WHAT IS BEING ASKED: In your copy, include every line of the listing below exactly but none of the pictures.

DATA SECTION:
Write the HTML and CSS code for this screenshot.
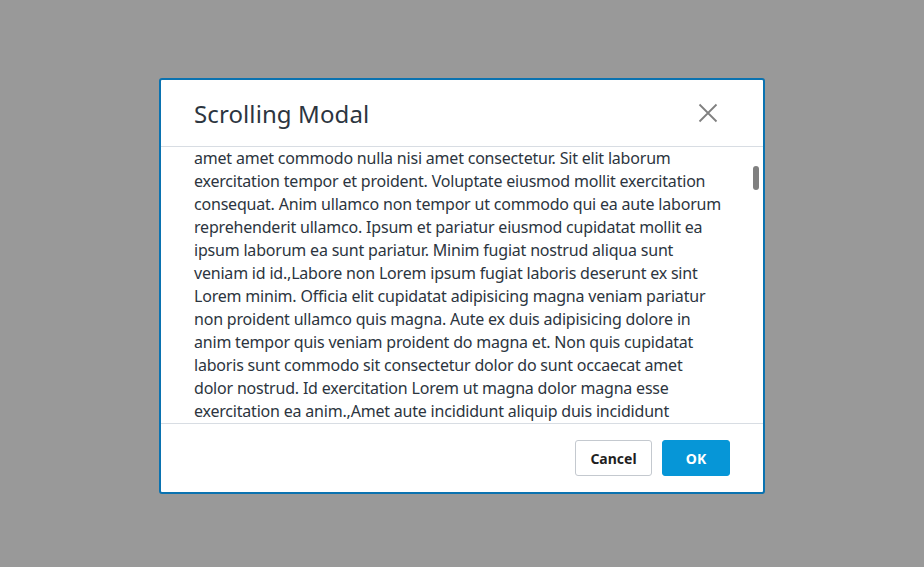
FILE: index.html
```html
<!DOCTYPE html>
<html lang="en">
<head>
<meta charset="utf-8">
<title>Scrolling Modal</title>
<link rel="stylesheet" href="styles.css">
</head>
<body>
<div class="backdrop">
  <div class="modal" role="dialog" aria-labelledby="modal-title">
    <header class="modal-header">
      <h1 id="modal-title" class="modal-title">Scrolling Modal</h1>
      <button class="close-btn" aria-label="Close">
        <svg width="20" height="20" viewBox="0 0 20 20" aria-hidden="true">
          <path d="M1.5 1.5 L18.5 18.5 M18.5 1.5 L1.5 18.5" stroke="#808080" stroke-width="1.8" fill="none"/>
        </svg>
      </button>
    </header>
    <div class="modal-body">
      <p class="body-text">amet amet commodo nulla nisi amet consectetur. Sit elit laborum<br>
exercitation tempor et proident. Voluptate eiusmod mollit exercitation<br>
consequat. Anim ullamco non tempor ut commodo qui ea aute laborum<br>
reprehenderit ullamco. Ipsum et pariatur eiusmod cupidatat mollit ea<br>
ipsum laborum ea sunt pariatur. Minim fugiat nostrud aliqua sunt<br>
veniam id id.,Labore non Lorem ipsum fugiat laboris deserunt ex sint<br>
Lorem minim. Officia elit cupidatat adipisicing magna veniam pariatur<br>
non proident ullamco quis magna. Aute ex duis adipisicing dolore in<br>
anim tempor quis veniam proident do magna et. Non quis cupidatat<br>
laboris sunt commodo sit consectetur dolor do sunt occaecat amet<br>
dolor nostrud. Id exercitation Lorem ut magna dolor magna esse<br>
exercitation ea anim.,Amet aute incididunt aliquip duis incididunt</p>
      <div class="scroll-thumb"></div>
    </div>
    <footer class="modal-footer">
      <button class="btn btn-secondary">Cancel</button>
      <button class="btn btn-primary">OK</button>
    </footer>
  </div>
</div>
</body>
</html>
```
FILE: styles.css
```css
* { box-sizing: border-box; }
html, body { margin: 0; padding: 0; }
body {
  background: #999999;
  font-family: "Noto Sans", "Open Sans", sans-serif;
  color: #2e3440;
}
.backdrop {
  width: 924px;
  height: 567px;
  display: flex;
  justify-content: center;
  align-items: flex-start;
  padding-top: 78px;
}
.modal {
  width: 606px;
  height: 416px;
  background: #fff;
  border: 2px solid #0a72b0;
  border-radius: 3px;
  display: flex;
  flex-direction: column;
}
.modal-header {
  height: 67px;
  flex: none;
  display: flex;
  align-items: center;
  justify-content: space-between;
  padding: 0 45px 0 33px;
  border-bottom: 1px solid #d8dde3;
}
.modal-title {
  margin: 0;
  font-size: 24px;
  font-weight: 400;
  color: #2c3540;
  line-height: 32px;
  letter-spacing: 0.1px;
  padding-top: 1px;
}
.close-btn {
  background: none;
  border: none;
  padding: 0;
  width: 20px;
  height: 20px;
  display: flex;
  cursor: pointer;
}
.modal-body {
  flex: 1;
  position: relative;
  overflow: hidden;
  padding: 0 32px 0 33px;
}
.body-text {
  margin: 0;
  white-space: nowrap;
  font-size: 16px;
  line-height: 23px;
  letter-spacing: -0.2px;
  color: #2c3540;
}
.scroll-thumb {
  position: absolute;
  right: 4px;
  top: 19px;
  width: 6px;
  height: 24px;
  border-radius: 3px;
  background: #808080;
}
.modal-footer {
  flex: none;
  height: 69px;
  border-top: 1px solid #d8dde3;
  display: flex;
  justify-content: flex-end;
  align-items: center;
  gap: 10px;
  padding: 0 33px 0 32px;
}
.btn {
  height: 36px;
  border-radius: 3px;
  font-family: "Noto Sans", "Open Sans", sans-serif;
  font-size: 14px;
  font-weight: 700;
  cursor: pointer;
}
.btn-secondary {
  width: 77px;
  background: #fff;
  border: 1px solid #c4c9cf;
  color: #1f1f1f;
}
.btn-primary {
  width: 68px;
  background: #0696d7;
  border: 1px solid #0696d7;
  color: #fff;
}
```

RESULT BELOW:
Write the HTML and CSS code for this screenshot.
FILE: index.html
```html
<!DOCTYPE html>
<html lang="en">
<head>
<meta charset="utf-8">
<title>Scrolling Modal</title>
<link rel="stylesheet" href="styles.css">
</head>
<body>
<div class="backdrop">
  <div class="modal" role="dialog" aria-labelledby="modal-title">
    <header class="modal-header">
      <h1 id="modal-title" class="modal-title">Scrolling Modal</h1>
      <button class="close-btn" aria-label="Close">
        <svg width="20" height="20" viewBox="0 0 20 20" aria-hidden="true">
          <path d="M1.5 1.5 L18.5 18.5 M18.5 1.5 L1.5 18.5" stroke="#808080" stroke-width="1.8" fill="none"/>
        </svg>
      </button>
    </header>
    <div class="modal-body">
      <p class="body-text">amet amet commodo nulla nisi amet consectetur. Sit elit laborum<br>
exercitation tempor et proident. Voluptate eiusmod mollit exercitation<br>
consequat. Anim ullamco non tempor ut commodo qui ea aute laborum<br>
reprehenderit ullamco. Ipsum et pariatur eiusmod cupidatat mollit ea<br>
ipsum laborum ea sunt pariatur. Minim fugiat nostrud aliqua sunt<br>
veniam id id.,Labore non Lorem ipsum fugiat laboris deserunt ex sint<br>
Lorem minim. Officia elit cupidatat adipisicing magna veniam pariatur<br>
non proident ullamco quis magna. Aute ex duis adipisicing dolore in<br>
anim tempor quis veniam proident do magna et. Non quis cupidatat<br>
laboris sunt commodo sit consectetur dolor do sunt occaecat amet<br>
dolor nostrud. Id exercitation Lorem ut magna dolor magna esse<br>
exercitation ea anim.,Amet aute incididunt aliquip duis incididunt</p>
      <div class="scroll-thumb"></div>
    </div>
    <footer class="modal-footer">
      <button class="btn btn-secondary">Cancel</button>
      <button class="btn btn-primary">OK</button>
    </footer>
  </div>
</div>
</body>
</html>
```
FILE: styles.css
```css
* { box-sizing: border-box; }
html, body { margin: 0; padding: 0; }
body {
  background: #999999;
  font-family: "Noto Sans", "Open Sans", sans-serif;
  color: #2e3440;
}
.backdrop {
  width: 924px;
  height: 567px;
  display: flex;
  justify-content: center;
  align-items: flex-start;
  padding-top: 78px;
}
.modal {
  width: 606px;
  height: 416px;
  background: #fff;
  border: 2px solid #0a72b0;
  border-radius: 3px;
  display: flex;
  flex-direction: column;
}
.modal-header {
  height: 67px;
  flex: none;
  display: flex;
  align-items: center;
  justify-content: space-between;
  padding: 0 45px 0 33px;
  border-bottom: 1px solid #d8dde3;
}
.modal-title {
  margin: 0;
  font-size: 24px;
  font-weight: 400;
  color: #2c3540;
  line-height: 32px;
  letter-spacing: 0.1px;
  padding-top: 1px;
}
.close-btn {
  background: none;
  border: none;
  padding: 0;
  width: 20px;
  height: 20px;
  display: flex;
  cursor: pointer;
}
.modal-body {
  flex: 1;
  position: relative;
  overflow: hidden;
  padding: 0 32px 0 33px;
}
.body-text {
  margin: 0;
  white-space: nowrap;
  font-size: 16px;
  line-height: 23px;
  letter-spacing: -0.2px;
  color: #2c3540;
}
.scroll-thumb {
  position: absolute;
  right: 4px;
  top: 19px;
  width: 6px;
  height: 24px;
  border-radius: 3px;
  background: #808080;
}
.modal-footer {
  flex: none;
  height: 69px;
  border-top: 1px solid #d8dde3;
  display: flex;
  justify-content: flex-end;
  align-items: center;
  gap: 10px;
  padding: 0 33px 0 32px;
}
.btn {
  height: 36px;
  border-radius: 3px;
  font-family: "Noto Sans", "Open Sans", sans-serif;
  font-size: 14px;
  font-weight: 700;
  cursor: pointer;
}
.btn-secondary {
  width: 77px;
  background: #fff;
  border: 1px solid #c4c9cf;
  color: #1f1f1f;
}
.btn-primary {
  width: 68px;
  background: #0696d7;
  border: 1px solid #0696d7;
  color: #fff;
}
```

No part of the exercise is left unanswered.